◎徐岳
今天的岐山人,都知道岐山没有自己的报纸。但我的处女作却是在《岐山报》上发表的。那时,17岁的我在高店小学兼着全校美术课,爱胡乱投稿。1957年的三四月间,曾给创刊时间不长的《岐山报》投了两幅漫画,据说责编兼美编叫王效文。我要高攀、远攀他,都不容易,谁知忽一日发表出来了,轰动了全校。半个世纪后,我竟与那位先辈王先生相遇了!那是一本书——《岐邑野史》,王效文著。书如其人!这是一本“岐山大全”,也如一位“岐山顾问”。
又是忽一日,文友杨智文来电话,说:咱岐山的后生英辉出散文集了。
好小伙!在岐山作家平台上多次读过他的文章,人也见过几面。
电话那头又补了一句:英辉他爷,就是王效文。
啊!我什么也不需要问了。
我久久思考的一个问题,给我亮出了冰山的一角:岐山文化,岐山文化是怎样传承的?
从大范围讲,前代人传给后代人。比如王老先生爱岐山、爱岐山文化,他的《岐邑野史》里记载了家乡近代那么多人和事。我算个晚辈,从他的书里获取的历史知识,指导我写了周总理签署任命的岐山民主人士侯方伯的传记;再比如祖辈传给他的后代,如英辉自小就接受祖父教诲,孩童时代便接触各类古今文学名著,在校园读书时就开始向报刊投稿,可以说,他是聆听着家乡岐山益店的革命人物故事和本土风物传说长大的。这些,也都成了他今天写散文的重要材料。
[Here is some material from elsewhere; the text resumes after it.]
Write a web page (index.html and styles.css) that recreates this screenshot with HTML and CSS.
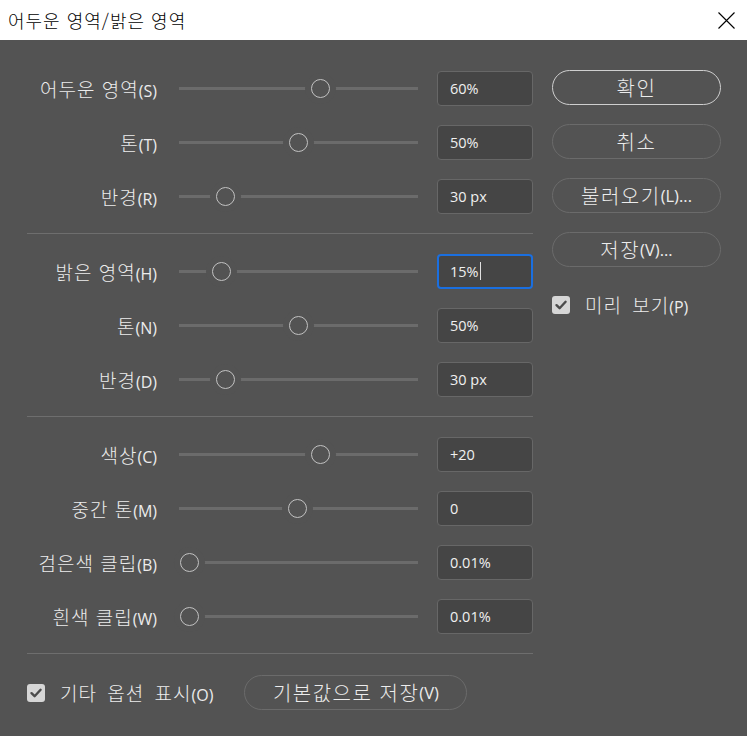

英辉在《信仰的力量》中,写到了闻名全县乃至西府的著名地下党人雷星阶在人生最失落的阶段,仍不泯信仰,铁骨铮铮,赞颂了这位革命先辈毕生对党忠贞不贰和始终不渝的伟大情怀。《先生张云锦》写了另一位知名度很高的地下党人波澜壮阔的人生历程。这两位西岐名人,我自小就听过他们的传奇,后来也曾产生过写作打算,但看了英辉的文章,深感他和他们同是益店乡党,又自小听过祖父讲述他们的故事而被熏陶的原因,故他热爱他们的感情,远深于我、胜于我。再比如他写的《先生张云锦》,牵扯到的革命先辈就有好几十位,这都非一日之功啊!从血缘上说,王效文先生是英辉的祖父,从文学上说,王老先生又何尝不是英辉的“文学之父”啊!
今天,英辉要出散文集《书页里的光阴》了,书中收入的文章有近百篇之多,均系他公开发表在各级报刊之作的遴选,也是他这些年来的“人生展览”。英辉是一个勤奋的青年作家,他把看到的、想到的、做到的,都一一写了出来,故选材极为广泛。
英辉的“人生展览”,可以概括成一个大大的爱字。爱什么呢?爱岐山、爱自然、爱前辈、爱今人、爱周人、爱凤鸣、爱乡味、爱民俗。他在表现他的爱时,力求以经典散文的笔法将所感所悟诉诸笔端,即形散神不散。如《春天里》,着笔散极了,视野散得很开,中心却收得很紧,不离一个“春”字,可以给学生做写作的范文。
貌似不写小说的英辉,笔下却偶有散文的结构、情节、细节和对话,很像“孙犁式”的小说,朴实,惹人喜欢。还有些篇章像一首诗词,值得细细品味。
文学被称为语言艺术,散文似乎更为讲究。英辉的语言看起来随意,实则很考究,但又俯拾即是。如:“炖肉的扑鼻香味缭绕四座,几杯啤酒下肚,话便密了起来”;再如,“所谓小满者,满而不损也,满而不盈也,满而不溢也。月观半圆,花看半开,麦黄半夏,此农事之小满,亦为人生之小满也”;又如,“嫩生生、绿油油、碧莹莹的荠荠菜,或蜷在麦丛之中,或伏在土层之上,或藏在杂草之间,似乎故意和我们捉迷藏,生怕被人找到一样”。以上三组例句并非是从他的近百篇散文中寻寻觅觅抠挖出来的,而是从本书稿最前面的第一部分前三篇文章中信手拈来的丽词妙句。可见,我在上面所言“俯拾即是”,绝非夸张。